The comedy’s protagonist just happens to be a screenwriter named Martin who is struggling with contradictory perspectives. Autobiographical? “Let’s just say I throw a good deal of my truth into the mix along with things that are 100 percent false.”

Credits

CBS Films, Film4 and BFI present Seven Psychopaths, a Blueprint Pictures production of a Martin McDonagh film.

Written and directed by Academy Award winner Martin McDonagh (In Bruges, Six Shooter).

Starring

Colin Farrell (In Bruges, Crazy Heart), Sam Rockwell (Iron Man 2, Frost/Nixon), Academy Award nominee Woody Harrelson (The Messenger, Rampart), Academy Award® winner Christopher Walken (The Deer Hunter, Catch Me If You Can), and Tom Waits (The Book of Eli, The Imaginarium of Dr. Parnassus), Olga Kurylenko (Quantum of Solace, To The Wonder), Abbie Cornish (Limitless, Sucker Punch), Academy Award® nominee Gabourey Sidibe (Precious, The Big C) and Emmy Award® winner Željko Ivanek (The Words, Damages).

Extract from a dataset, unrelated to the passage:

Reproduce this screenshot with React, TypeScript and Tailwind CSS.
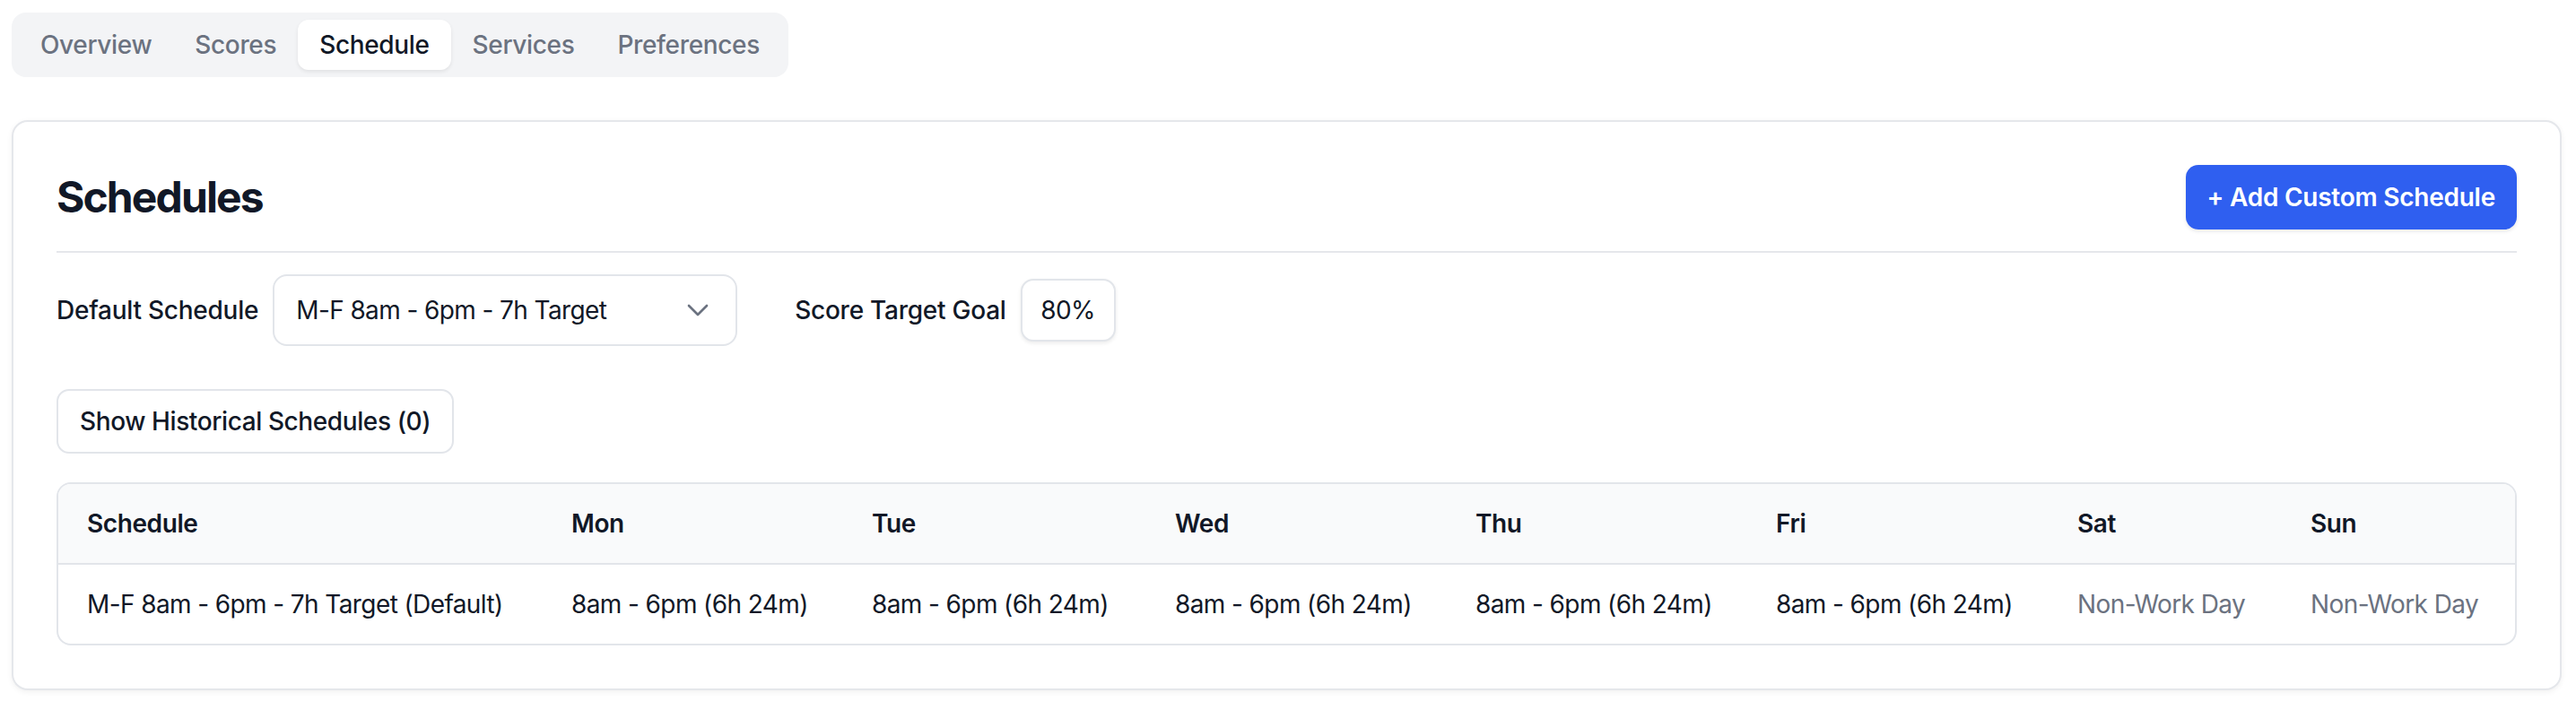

Produced by Graham Broadbent (In Bruges, The Best Exotic Marigold Hotel), Pete Czernin (In Bruges, The Best Exotic Marigold Hotel) and Martin McDonagh, the film is executive produced by Tessa Ross (In Bruges, The Iron Lady).

Director of Photography is Ben Davis (The Best Exotic Marigold Hotel, The Debt), Production Designer is David Wasco (Inglourious Basterds, The Royal Tenenbaums,

Editor is Lisa Gunning (Salmon Fishing in the Yemen, Love You More).

Costume Designer is Karen Patch (What to Expect When You’re Expecting, The Royal Tenenbaums)

Composer is Golden Globe nominee Carter Burwell (In Bruges, Where the Wild Things Are).